Space Oddities

Mary Roach - one of my favorite science writers - has a book coming out this August. It's sort of like "The Right Stuff." But it's more like the weird stuff. The funny stuff. The gross stuff. The unexpected stuff. It's called "Packing for Mars," and it's all about those things NASA doesn't delve into at press conferences: boozing in space, sex in space, peeing in space, etc. Mary - whom you might know from her book about cadavers (Stiff) or her book about life after death (Spook) or her book about bonking (Bonk) -- sent me an early copy for blurbage purposes. Here's the five most important space nuggets I gleaned: --The Japanese space program has an interesting way of screening candidates: Extreme origami. Potential astronauts have to make 1,000 paper cranes to see how they deal with pressure and monotony. --Among the historic trash left on the moon by the first human visitors: Four condom-like urine collection devices. Two were left by Neil Armstrong and two were left by Buzz Aldrin. By the way, two were large and two were small. "Who wore what is a matter of conjecture," says Roach. --Booze is officially banned in space. But some astronauts have managed to smuggle it on. According to Roach's sources, vodka is very useful when trying to get Russian astronauts to cooperate on projects. --Space makes you beautiful. It's known as the Space Beauty Treatment. "Without gravity, your hair has more body. Your breasts don't sag. More of your body fluid migrates to your head and plumps your crow's feet." --A flight surgeon once advised Apollo astroanuts to "self-stim" to prevent prostate infections. Unsurprisingly, today's NASA has no official policy on orbital masturbation. But a Russian cosmonaut Roach interviewed was willing to discuss the issue. "My friend asks me, 'How are you making sex in space?' I say, 'By hand!'"

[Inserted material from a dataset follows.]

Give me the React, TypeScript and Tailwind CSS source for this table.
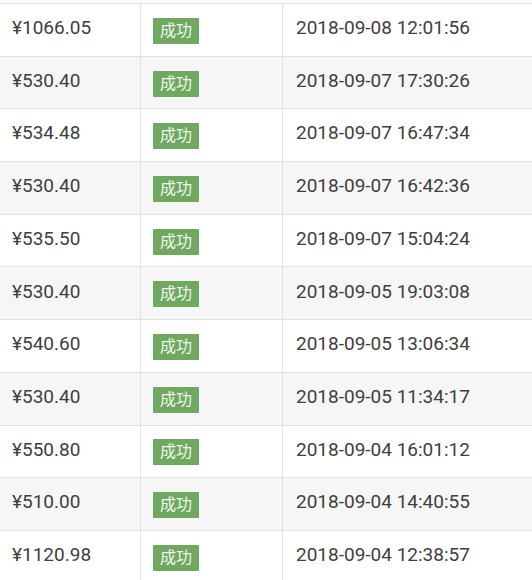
import React from "react";

const rows = [
  { amount: "¥1066.05", time: "2018-09-08 12:01:56" },
  { amount: "¥530.40", time: "2018-09-07 17:30:26" },
  { amount: "¥534.48", time: "2018-09-07 16:47:34" },
  { amount: "¥530.40", time: "2018-09-07 16:42:36" },
  { amount: "¥535.50", time: "2018-09-07 15:04:24" },
  { amount: "¥530.40", time: "2018-09-05 19:03:08" },
  { amount: "¥540.60", time: "2018-09-05 13:06:34" },
  { amount: "¥530.40", time: "2018-09-05 11:34:17" },
  { amount: "¥550.80", time: "2018-09-04 16:01:12" },
  { amount: "¥510.00", time: "2018-09-04 14:40:55" },
  { amount: "¥1120.98", time: "2018-09-04 12:38:57" },
];

const App: React.FC = () => {
  return (
    <div
      className="w-[532px] h-[580px] overflow-hidden bg-white text-[#404040]"
      style={{ fontFamily: "Roboto, 'Noto Sans CJK SC', sans-serif" }}
    >
      <div className="h-[3px] bg-[#fafafa]" />
      <div className="border-t border-[#e2e2e2]">
        {rows.map((row, i) => (
          <div
            key={i}
            className={
              "grid grid-cols-[141px_142px_1fr] h-[52.7px] border-b border-[#e2e2e2] " +
              (i % 2 === 1 ? "bg-[#f6f6f6]" : "bg-white")
            }
          >
            <div className="flex items-center pl-3 pb-[3px] text-[19px] border-r border-[#e2e2e2]">
              {row.amount}
            </div>
            <div className="flex items-center pl-3 pt-[2px] border-r border-[#e2e2e2]">
              <span className="bg-[#70a862] text-[#eef7ea] text-[16px] leading-[26px] px-[7px] rounded-[1px]">
                成功
              </span>
            </div>
            <div className="flex items-center pl-[13px] pb-[3px] text-[19px]">
              {row.time}
            </div>
          </div>
        ))}
      </div>
    </div>
  );
};

export default App;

  1. Hell yeah! I’m just finishing “Bonk” and was wondering when her next book was coming out.

  2. OK yeah but have two people had sex in space yet? I ask of course for the obvious scientific reason.

    Huh? Have they, huh? Huh?

        1. I remember reading an old (and in retrospect probably unsubstantiated) article in which Jan Davis, half of the first married couple to go up on the space shuttle in ’91, finally broke her silence and discussed the logistics of space sex. Of course now I can’t find anything so I’ll retract my earlier statement.

          However… I am of the opinion that if that couple DIDN’T attempt entry into the 200-mile-high club then they seriously neglected their patriotic duty to dreamers everywhere.

          1. I am of the opinion that if that couple DIDN’T attempt entry into the 200-mile-high club then they seriously neglected their patriotic duty to dreamers everywhere.

            Damn straight.

            If I’d been an astronaut on that mission, I’d have made sure they had whatever it took — time, privacy, velcro, bungee cords — a French maid outfit — to accomplish the mission.

            “Errr, negative, Houston, he’s unavailable at this point in time. He’s preparing for the re-entry maneuver.”

          2. French Maid outfit is serious business… that and the bungee cords, because it´s f***** funny!

    1. My guess is “Yes, but it wasn’t a lot of fun.”. Between trying to find a place and time where you weren’t on the monitors and there wasn’t anybody else around (the shuttle and the ISS aren’t very roomy), the cramped spaces, bumping into things, the plain physical headache of staying together in free-fall where every move wants to send you two flying apart, and the general cruddiness (they still haven’t invented a really good zero-G shower), it’s probably one of those things that turns out to be more fun in the imagination than in reality.

      Of course, the astronaut corps tend to be young, healthy, physically active, highly competitive (if you aren’t, you don’t fight your way through the selection process) and trained to attack problems and find solutions to them. And we’ve had mixed-gender crews for along time now (not that they’re neccesary, they just up the odds of compatible pairs greatly). I’d be highly suprised if there *weren’t* an informal research program going on.

  3. I’m curious what effect long term zero-g has on hair growth and vision, and how it correlates to self-stemming.

  4. As to two-person sex in space, Roach says she didn’t find any documented cases. There are lots of unsubstantiated rumors. Including one involving sex experiments in a zero G simulation. According to those rumors, it helps to have a third person to properly position the other two. AJ Jacobs

  5. I remember the position being referred to offhand somewhere as the ‘third dolphin’??? Heh.. Ben Bova wrote some good stuff on this whole topic.

  6. Critical to study during cold war, in case of nuclear annihilation, if last two surviving human beings are Soviet hero– male and female Cosmonaut in Earth orbit– repopulation of planet top priority to ensure ultimate Soviet victory.

  7. “Potential astronauts have to make 1,000 paper cranes” – They’re looking for factory workers! I nominate myself.